Fin avril, l’ambition collective et les partenariats locaux étaient au cœur du Forum Energy Cities. Débats politiques, ateliers, visites d’étude et moments de réseautage ont fait la part belle à l’énergie communautaire. Revenons sur ces journées riches pour mettre en lumière certains des principaux points à retenir sur les énergies renouvelables locales !

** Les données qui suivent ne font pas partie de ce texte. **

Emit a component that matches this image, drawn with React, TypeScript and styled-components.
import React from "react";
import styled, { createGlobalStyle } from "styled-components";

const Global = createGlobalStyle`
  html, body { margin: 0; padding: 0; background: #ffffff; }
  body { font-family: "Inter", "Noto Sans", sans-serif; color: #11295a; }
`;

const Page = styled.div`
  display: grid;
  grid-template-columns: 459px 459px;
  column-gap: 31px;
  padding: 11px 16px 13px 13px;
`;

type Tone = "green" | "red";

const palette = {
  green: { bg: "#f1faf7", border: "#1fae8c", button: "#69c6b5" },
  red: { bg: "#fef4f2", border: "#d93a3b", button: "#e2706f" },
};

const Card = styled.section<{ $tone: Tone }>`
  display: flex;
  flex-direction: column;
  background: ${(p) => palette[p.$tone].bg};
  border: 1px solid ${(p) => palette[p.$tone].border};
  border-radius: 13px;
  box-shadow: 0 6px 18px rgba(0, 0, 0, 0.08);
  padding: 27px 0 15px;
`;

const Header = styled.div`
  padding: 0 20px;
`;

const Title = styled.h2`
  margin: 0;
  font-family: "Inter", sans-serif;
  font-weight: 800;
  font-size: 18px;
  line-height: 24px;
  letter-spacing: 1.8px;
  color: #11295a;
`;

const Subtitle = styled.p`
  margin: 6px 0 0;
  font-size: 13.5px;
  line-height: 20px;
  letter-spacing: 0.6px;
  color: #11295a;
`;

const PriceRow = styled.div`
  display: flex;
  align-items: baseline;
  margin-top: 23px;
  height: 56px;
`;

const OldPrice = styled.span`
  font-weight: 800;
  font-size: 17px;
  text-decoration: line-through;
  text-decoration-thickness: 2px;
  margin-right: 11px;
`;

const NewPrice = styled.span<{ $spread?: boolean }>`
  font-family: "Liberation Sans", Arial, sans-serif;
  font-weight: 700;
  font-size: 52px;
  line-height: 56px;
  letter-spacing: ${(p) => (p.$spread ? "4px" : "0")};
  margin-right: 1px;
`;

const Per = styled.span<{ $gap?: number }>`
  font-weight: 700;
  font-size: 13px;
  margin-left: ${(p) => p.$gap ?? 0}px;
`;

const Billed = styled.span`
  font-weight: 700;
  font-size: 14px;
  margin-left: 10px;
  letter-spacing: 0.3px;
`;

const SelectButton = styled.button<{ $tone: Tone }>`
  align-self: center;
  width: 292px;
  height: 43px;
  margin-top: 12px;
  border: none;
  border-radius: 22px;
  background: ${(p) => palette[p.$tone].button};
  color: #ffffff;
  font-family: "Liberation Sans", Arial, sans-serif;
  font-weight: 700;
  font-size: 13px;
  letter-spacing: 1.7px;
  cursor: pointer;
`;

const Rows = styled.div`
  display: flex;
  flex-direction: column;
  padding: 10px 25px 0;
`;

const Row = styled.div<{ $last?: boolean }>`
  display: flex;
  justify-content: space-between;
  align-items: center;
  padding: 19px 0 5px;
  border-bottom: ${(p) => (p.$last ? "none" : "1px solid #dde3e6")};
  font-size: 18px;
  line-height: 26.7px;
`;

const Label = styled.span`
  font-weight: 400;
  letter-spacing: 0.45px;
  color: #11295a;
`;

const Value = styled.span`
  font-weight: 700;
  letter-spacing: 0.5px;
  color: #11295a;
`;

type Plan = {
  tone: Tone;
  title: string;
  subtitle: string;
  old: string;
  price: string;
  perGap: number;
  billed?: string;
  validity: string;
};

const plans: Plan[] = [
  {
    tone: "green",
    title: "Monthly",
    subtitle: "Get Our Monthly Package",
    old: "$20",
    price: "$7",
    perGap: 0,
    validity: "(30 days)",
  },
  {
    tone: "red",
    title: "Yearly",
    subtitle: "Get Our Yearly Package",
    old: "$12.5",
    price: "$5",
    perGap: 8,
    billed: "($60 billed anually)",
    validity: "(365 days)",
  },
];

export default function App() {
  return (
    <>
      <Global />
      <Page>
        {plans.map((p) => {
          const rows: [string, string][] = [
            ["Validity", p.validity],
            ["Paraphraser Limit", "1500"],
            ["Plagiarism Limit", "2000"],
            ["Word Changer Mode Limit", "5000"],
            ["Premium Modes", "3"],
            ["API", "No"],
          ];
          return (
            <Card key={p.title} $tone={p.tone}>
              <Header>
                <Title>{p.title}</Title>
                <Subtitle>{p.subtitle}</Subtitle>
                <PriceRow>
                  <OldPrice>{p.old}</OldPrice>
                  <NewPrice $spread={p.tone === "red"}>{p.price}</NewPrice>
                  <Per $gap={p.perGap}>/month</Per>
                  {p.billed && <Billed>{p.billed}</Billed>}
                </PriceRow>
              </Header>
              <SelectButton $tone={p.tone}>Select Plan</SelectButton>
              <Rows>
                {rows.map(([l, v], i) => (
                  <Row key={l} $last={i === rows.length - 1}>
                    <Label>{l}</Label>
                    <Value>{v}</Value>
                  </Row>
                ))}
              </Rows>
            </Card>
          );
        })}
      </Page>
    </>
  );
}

Deux termes à retenir de la visite d’étude organisée par Energy Cities à Louvain avec l’aide de RESCoop.eu et de la municipalité le 20 mai : « persistance » et « expérimentation ». Nos guides Dirk Vansintjan (RESCoop.eu) et Stijn De Jonge (KU Leuven) nous ont fait visiter le complexe pionnier de Dijlemolens. Moulin industriel jusqu’en 1979, il fut réaménagé en 1985 pour accueillir des appartements. Déjà à l’époque, la communauté locale s’intéressait à la durabilité et aux énergies renouvelables, et souhaitait expérimenter des systèmes énergétiques innovants à l’intérieur du bâtiment. Un groupe de passionnés avait installé des chaudières solaires, une turbine à eau et une pompe à chaleur. Des problèmes techniques empêchant le système de fonctionner correctement, une chaudière à gaz avait été finalement choisie comme solution plus rentable. Néanmoins, le groupe de citoyens locaux avait pu apprendre beaucoup de cette première expérience et avait persisté, essayant de trouver des alternatives plus vertes pour alimenter le bâtiment au cours des décennies suivantes.
Écouter nos guides revenir sur leurs erreurs, sur les obstacles et la manière dont ils ont avancé et trouvé de nouvelles idées à chaque fois était très inspirant. Cette expérience leur en a appris suffisamment pour lancer avec succès d’autres projets locaux d’énergies renouvelables dans la ville et dans toute la région. Aujourd’hui, la municipalité utilise toujours le bâtiment comme terrain d’expérimentation pour les solutions renouvelables : un nouveau système de chauffage utilisera la rivière comme source d’énergie, créant un système aquathermique ouvert avec un échangeur de chaleur et une nouvelle pompe à chaleur. Le système sera complété par l’installation de panneaux solaires photovoltaïques, afin de réduire la facture d’électricité des résidents.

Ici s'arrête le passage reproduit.